A line that intersects another line segment and separates it into two equal parts is called a bisector.
In a quadrangle, the line connecting two opposite corners is called a diagonal. We will show that in a parallelogram, each diagonal bisects the other diagonal.
Problem
ABCD is a parallelogram, and AC and BD are its two diagonals. Show that AO = OC and that BO = OD
Strategy
Once again, since we are trying to show line segments are equal, we will use congruent triangles. And here, the triangles practically present themselves. Let's start with showing that AO is equal in length to OC, by using the two triangles in which AO and OC are sides: ΔAOD and ΔCOB.
There are all sorts of equal angles here that we can use.
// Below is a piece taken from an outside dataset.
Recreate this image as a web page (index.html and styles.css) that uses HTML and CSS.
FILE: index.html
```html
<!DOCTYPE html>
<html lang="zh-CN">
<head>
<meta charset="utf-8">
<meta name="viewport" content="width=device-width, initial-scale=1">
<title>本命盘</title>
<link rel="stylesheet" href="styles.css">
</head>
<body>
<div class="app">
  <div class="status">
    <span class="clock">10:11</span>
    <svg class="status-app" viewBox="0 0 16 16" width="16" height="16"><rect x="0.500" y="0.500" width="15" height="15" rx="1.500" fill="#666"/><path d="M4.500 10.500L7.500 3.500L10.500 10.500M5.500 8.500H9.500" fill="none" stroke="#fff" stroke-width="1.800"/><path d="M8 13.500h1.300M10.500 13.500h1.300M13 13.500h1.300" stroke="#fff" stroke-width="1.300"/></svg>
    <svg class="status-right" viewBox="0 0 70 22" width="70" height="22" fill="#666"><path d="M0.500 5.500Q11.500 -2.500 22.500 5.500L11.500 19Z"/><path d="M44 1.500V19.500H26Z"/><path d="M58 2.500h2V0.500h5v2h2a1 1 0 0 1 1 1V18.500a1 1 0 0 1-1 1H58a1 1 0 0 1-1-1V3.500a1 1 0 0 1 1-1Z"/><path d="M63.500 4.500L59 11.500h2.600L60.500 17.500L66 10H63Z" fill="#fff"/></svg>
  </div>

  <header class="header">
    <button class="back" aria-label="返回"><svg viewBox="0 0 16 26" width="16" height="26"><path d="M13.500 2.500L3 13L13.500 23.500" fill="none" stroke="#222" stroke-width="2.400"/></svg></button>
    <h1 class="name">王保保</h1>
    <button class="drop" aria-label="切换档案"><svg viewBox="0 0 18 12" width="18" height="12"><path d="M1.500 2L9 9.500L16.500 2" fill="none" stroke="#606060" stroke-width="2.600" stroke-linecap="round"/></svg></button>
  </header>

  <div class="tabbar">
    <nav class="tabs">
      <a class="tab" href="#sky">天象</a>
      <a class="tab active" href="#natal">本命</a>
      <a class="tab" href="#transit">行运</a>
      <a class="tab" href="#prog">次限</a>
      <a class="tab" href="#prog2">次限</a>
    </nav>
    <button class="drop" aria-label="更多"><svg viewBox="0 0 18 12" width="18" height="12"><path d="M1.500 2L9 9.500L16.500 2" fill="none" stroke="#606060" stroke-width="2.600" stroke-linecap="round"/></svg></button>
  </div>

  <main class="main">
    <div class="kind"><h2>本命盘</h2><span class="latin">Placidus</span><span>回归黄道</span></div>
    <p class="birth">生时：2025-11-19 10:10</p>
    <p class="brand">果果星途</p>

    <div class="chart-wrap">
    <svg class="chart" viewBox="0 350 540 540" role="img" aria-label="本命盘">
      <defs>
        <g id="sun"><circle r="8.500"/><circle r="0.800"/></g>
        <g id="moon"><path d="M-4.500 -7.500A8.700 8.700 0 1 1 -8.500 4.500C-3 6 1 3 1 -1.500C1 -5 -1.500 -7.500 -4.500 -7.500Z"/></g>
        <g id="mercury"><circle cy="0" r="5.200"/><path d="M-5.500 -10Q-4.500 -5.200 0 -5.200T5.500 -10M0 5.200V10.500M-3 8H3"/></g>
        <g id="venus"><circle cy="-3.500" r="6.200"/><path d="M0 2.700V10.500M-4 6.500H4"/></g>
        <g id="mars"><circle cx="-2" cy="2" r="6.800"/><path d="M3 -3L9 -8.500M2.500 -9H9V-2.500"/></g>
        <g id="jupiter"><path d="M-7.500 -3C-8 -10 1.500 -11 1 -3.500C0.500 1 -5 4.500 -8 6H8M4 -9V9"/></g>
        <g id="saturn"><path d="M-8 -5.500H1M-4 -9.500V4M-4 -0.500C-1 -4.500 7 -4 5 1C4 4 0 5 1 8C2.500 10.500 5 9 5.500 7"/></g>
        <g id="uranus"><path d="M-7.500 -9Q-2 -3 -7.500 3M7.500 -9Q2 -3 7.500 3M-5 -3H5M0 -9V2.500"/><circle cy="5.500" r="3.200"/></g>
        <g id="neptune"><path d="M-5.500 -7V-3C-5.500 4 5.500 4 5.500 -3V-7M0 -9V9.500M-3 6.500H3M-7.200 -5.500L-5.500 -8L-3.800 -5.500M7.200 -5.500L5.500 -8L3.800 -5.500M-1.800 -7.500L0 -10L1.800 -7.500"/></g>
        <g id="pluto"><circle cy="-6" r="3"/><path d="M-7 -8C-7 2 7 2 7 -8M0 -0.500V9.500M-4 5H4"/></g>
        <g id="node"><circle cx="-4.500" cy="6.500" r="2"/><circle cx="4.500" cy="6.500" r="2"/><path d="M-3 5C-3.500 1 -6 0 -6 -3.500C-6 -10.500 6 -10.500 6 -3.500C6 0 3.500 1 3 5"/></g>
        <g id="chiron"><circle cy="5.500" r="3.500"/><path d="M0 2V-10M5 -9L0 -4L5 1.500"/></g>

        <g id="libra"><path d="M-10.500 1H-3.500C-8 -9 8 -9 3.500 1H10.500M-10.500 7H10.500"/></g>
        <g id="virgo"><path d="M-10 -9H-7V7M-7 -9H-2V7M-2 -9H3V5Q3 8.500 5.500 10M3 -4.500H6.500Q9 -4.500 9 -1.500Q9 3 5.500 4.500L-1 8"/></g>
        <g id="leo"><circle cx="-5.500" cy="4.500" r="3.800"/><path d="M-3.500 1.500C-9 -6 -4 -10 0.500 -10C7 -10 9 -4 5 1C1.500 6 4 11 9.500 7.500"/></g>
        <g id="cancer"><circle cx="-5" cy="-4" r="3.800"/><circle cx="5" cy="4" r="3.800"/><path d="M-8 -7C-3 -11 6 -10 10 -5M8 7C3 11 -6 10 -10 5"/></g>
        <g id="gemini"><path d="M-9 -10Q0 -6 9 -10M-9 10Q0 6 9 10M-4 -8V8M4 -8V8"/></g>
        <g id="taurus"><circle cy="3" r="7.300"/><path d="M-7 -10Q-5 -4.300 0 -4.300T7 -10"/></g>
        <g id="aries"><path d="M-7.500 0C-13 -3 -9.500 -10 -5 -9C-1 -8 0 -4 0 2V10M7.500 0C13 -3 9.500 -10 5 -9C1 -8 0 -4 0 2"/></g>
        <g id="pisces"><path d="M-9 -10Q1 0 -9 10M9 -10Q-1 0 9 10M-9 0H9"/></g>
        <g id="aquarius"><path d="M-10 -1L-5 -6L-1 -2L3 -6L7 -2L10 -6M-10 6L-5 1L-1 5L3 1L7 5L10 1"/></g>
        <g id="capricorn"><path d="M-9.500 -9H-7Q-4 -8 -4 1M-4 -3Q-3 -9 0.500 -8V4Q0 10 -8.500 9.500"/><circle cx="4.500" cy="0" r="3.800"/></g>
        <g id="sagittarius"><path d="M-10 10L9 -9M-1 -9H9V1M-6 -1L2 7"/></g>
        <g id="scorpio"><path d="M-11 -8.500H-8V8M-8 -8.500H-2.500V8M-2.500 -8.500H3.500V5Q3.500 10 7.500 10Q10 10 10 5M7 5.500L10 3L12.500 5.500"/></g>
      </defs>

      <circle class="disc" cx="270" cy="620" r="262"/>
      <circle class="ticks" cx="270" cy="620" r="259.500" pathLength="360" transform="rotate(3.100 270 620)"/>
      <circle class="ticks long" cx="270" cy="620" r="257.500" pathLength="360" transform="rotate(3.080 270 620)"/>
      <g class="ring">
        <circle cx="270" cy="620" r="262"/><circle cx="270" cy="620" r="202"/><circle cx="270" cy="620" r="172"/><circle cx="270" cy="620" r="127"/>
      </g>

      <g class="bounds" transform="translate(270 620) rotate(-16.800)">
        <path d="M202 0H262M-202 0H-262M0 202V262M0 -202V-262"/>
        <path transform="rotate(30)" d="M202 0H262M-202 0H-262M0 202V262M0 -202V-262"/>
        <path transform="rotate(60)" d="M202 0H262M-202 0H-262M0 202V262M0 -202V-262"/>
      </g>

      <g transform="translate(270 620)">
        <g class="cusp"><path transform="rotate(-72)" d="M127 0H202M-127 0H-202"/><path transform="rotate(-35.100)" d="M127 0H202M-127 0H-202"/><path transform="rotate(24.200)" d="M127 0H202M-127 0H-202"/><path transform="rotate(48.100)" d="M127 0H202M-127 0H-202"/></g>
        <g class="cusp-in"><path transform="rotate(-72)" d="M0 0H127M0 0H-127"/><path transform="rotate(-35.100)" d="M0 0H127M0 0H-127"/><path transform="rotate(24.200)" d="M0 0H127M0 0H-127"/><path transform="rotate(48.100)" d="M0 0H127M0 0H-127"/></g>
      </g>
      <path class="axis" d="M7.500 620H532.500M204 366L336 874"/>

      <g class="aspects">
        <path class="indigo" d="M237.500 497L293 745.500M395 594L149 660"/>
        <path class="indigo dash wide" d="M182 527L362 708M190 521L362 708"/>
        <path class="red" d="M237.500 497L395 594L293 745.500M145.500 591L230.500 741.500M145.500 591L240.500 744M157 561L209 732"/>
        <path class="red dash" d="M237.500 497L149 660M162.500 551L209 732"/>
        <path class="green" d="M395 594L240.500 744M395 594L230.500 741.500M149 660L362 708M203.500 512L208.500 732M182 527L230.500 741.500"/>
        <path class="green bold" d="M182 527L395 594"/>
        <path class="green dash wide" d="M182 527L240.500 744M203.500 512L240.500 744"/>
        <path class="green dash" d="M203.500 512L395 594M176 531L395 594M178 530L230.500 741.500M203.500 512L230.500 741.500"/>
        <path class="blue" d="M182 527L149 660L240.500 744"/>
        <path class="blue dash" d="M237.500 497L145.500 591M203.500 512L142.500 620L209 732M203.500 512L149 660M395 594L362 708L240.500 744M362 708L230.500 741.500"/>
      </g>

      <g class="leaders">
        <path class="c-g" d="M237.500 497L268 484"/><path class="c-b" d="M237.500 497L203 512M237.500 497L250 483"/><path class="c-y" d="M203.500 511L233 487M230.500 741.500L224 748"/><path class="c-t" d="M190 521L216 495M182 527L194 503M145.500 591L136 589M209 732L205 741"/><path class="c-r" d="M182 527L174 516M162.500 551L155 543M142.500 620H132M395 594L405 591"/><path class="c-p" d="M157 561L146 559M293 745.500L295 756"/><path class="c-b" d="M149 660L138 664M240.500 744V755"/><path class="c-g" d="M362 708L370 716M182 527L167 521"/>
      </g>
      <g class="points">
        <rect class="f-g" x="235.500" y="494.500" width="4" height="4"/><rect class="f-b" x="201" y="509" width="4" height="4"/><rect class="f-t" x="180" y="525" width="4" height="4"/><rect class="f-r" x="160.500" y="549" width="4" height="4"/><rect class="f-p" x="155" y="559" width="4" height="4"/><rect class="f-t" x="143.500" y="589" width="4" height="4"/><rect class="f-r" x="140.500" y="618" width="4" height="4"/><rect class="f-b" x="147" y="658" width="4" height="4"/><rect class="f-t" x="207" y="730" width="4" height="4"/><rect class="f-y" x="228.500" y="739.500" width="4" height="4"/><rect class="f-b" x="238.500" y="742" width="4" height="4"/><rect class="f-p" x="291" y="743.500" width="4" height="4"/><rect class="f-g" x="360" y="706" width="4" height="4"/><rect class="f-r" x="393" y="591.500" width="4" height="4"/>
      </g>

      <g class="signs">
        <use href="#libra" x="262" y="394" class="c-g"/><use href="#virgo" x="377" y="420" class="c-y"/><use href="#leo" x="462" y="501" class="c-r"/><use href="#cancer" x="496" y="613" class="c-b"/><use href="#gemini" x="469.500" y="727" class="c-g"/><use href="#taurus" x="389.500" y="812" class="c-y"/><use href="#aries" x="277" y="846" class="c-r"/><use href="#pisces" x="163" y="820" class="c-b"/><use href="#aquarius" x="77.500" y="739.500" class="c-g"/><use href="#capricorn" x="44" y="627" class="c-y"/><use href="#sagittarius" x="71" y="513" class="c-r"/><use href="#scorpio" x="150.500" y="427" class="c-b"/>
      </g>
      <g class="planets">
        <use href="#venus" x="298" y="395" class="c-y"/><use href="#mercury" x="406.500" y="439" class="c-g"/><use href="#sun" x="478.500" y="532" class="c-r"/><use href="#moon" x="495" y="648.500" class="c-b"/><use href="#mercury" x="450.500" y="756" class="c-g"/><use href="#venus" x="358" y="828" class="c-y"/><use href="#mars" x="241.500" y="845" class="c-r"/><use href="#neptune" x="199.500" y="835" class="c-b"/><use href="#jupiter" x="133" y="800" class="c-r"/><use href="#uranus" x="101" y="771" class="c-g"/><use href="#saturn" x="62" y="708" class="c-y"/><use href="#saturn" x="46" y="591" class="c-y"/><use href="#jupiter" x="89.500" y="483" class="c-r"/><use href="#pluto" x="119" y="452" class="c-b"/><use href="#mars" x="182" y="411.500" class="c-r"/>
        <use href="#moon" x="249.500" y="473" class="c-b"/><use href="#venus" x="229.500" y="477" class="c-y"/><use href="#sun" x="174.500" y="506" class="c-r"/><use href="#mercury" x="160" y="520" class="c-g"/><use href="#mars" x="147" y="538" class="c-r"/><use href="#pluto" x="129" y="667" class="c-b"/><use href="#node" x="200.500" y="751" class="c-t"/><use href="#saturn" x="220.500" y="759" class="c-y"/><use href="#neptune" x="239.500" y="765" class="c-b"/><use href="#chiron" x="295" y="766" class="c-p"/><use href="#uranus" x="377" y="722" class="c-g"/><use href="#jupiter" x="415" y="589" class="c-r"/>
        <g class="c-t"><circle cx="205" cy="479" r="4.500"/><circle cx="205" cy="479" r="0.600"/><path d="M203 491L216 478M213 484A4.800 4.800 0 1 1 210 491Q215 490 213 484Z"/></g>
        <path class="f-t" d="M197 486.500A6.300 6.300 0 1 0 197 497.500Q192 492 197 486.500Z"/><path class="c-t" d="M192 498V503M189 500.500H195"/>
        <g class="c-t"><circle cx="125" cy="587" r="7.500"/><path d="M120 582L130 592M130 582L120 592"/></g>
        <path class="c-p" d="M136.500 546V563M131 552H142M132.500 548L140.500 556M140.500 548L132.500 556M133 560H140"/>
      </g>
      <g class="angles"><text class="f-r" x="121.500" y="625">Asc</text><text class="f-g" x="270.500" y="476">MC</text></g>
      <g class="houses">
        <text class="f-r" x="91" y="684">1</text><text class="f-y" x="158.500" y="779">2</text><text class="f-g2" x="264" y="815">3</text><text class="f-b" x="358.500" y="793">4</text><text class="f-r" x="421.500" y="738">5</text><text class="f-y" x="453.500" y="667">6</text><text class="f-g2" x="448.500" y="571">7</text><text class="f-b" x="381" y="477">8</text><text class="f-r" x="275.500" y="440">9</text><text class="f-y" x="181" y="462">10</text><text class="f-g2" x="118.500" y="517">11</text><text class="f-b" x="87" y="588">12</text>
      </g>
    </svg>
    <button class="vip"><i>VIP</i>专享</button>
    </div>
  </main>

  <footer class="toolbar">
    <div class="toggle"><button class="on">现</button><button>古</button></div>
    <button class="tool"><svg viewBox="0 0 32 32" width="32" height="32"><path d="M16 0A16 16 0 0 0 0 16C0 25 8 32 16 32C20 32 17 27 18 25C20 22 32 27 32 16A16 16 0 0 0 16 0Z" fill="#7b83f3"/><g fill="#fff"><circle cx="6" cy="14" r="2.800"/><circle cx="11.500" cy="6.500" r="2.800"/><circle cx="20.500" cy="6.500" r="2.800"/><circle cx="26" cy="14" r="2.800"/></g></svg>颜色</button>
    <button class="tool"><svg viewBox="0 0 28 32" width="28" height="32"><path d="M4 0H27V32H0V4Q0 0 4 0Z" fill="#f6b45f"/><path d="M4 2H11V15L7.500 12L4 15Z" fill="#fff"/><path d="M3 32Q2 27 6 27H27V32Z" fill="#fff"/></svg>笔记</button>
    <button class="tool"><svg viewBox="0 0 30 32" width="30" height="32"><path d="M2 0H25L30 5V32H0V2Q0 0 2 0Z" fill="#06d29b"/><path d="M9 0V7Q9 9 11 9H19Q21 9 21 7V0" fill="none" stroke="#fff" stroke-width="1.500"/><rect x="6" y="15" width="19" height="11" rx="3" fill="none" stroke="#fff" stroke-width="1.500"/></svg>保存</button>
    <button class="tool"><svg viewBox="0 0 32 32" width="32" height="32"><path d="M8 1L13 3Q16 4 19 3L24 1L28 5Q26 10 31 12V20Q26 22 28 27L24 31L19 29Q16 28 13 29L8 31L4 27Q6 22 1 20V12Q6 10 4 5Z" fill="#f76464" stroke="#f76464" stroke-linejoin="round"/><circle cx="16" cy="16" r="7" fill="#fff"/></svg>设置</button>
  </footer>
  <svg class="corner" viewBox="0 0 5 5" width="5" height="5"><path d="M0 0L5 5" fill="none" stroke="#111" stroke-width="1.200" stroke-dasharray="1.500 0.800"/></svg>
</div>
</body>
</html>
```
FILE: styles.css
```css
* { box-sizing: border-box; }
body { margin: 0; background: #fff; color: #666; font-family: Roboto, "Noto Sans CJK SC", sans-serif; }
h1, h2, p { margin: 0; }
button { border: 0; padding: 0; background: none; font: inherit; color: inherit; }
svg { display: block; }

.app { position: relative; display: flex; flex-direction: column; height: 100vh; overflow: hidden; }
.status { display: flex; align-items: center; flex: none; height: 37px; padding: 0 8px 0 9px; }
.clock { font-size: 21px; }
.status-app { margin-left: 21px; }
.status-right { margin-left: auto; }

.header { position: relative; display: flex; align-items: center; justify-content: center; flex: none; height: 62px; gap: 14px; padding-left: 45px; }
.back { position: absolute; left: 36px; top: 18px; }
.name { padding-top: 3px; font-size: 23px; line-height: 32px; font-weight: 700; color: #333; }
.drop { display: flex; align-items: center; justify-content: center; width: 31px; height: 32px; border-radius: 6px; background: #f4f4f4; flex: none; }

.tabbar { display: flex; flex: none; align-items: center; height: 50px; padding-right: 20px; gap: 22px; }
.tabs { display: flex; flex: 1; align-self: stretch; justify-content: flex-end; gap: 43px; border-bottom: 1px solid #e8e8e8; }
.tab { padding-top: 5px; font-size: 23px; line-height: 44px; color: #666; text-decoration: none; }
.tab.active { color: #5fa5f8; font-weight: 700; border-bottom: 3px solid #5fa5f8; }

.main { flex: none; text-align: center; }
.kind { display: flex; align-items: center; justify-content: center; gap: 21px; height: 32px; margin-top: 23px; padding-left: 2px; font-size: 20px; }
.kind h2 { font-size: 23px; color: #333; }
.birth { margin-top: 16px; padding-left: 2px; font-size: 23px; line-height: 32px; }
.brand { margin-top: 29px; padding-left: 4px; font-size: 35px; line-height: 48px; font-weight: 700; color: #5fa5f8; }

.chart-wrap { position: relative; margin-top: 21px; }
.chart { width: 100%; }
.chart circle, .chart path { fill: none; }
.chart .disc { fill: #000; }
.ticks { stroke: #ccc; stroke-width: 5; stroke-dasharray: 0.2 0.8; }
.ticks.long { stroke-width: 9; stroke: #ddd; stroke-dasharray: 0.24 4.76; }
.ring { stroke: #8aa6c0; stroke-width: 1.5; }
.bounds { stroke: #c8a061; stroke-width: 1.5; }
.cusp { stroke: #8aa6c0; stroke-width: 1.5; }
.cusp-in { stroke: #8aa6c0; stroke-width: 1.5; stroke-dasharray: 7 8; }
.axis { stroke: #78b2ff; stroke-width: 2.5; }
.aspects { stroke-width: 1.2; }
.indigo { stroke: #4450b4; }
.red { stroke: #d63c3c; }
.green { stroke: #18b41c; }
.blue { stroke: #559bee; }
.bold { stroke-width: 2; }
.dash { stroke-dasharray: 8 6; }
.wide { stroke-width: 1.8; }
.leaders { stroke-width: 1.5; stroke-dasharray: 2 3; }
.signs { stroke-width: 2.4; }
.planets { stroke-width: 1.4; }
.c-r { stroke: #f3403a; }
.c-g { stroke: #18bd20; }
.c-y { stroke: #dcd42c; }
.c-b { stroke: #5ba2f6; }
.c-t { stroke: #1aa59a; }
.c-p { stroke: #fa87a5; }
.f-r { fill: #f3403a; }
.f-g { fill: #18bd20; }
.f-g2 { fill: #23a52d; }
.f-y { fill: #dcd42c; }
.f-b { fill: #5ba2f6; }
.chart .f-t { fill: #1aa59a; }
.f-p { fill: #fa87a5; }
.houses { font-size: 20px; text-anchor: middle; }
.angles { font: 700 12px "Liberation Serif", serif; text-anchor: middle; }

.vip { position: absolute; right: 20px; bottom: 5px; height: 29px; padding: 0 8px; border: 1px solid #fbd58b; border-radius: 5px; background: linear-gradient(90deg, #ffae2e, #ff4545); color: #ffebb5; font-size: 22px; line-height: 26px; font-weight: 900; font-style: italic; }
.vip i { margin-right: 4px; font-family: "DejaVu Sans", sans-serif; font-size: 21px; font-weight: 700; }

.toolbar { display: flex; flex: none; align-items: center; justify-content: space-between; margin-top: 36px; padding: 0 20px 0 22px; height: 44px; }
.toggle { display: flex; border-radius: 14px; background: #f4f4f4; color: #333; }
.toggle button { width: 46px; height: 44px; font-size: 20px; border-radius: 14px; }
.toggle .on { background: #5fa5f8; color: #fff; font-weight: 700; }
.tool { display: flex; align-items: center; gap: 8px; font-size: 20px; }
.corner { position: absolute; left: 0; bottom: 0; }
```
Several pairs of (equal) vertical angles, and several pairs of alternating angles created by a transversal line intersecting two parallel lines. So finding equal angles is not a problem. But we need at least one side, in addition to the angles, to show congruency.
As we have already proven, the opposite sides of a parallelogram are equal in size, giving us our needed side.
Once we show that ΔAOD and ΔCOB are congruent, we will have the proof needed, not just for AO=OC, but for both diagonals, since BO and OD are also corresponding sides of these same congruent triangles.
Proof
(1) ABCD is a parallelogram //Given
(2) AD || BC //From the definition of a parallelogram
(3) AD = BC //Opposite sides of a parallelogram are equal in size
(4) ∠OBC ≅ ∠ODA //Alternate Interior Angles Theorem
(5) ∠OCB ≅ ∠OAD //Alternate Interior Angles Theorem
(6) ΔOBC ≅ ΔODA // Angle-Side-Angle
(7) BO=OD // Corresponding sides in congruent triangles (CPCTC)
(8) AO=OC // Corresponding sides in congruent triangles (CPCTC)
The converse of this theorem is also true - if the diagonals of a quadrilateral bisect each other, then that quadrilateral is a parallelogram.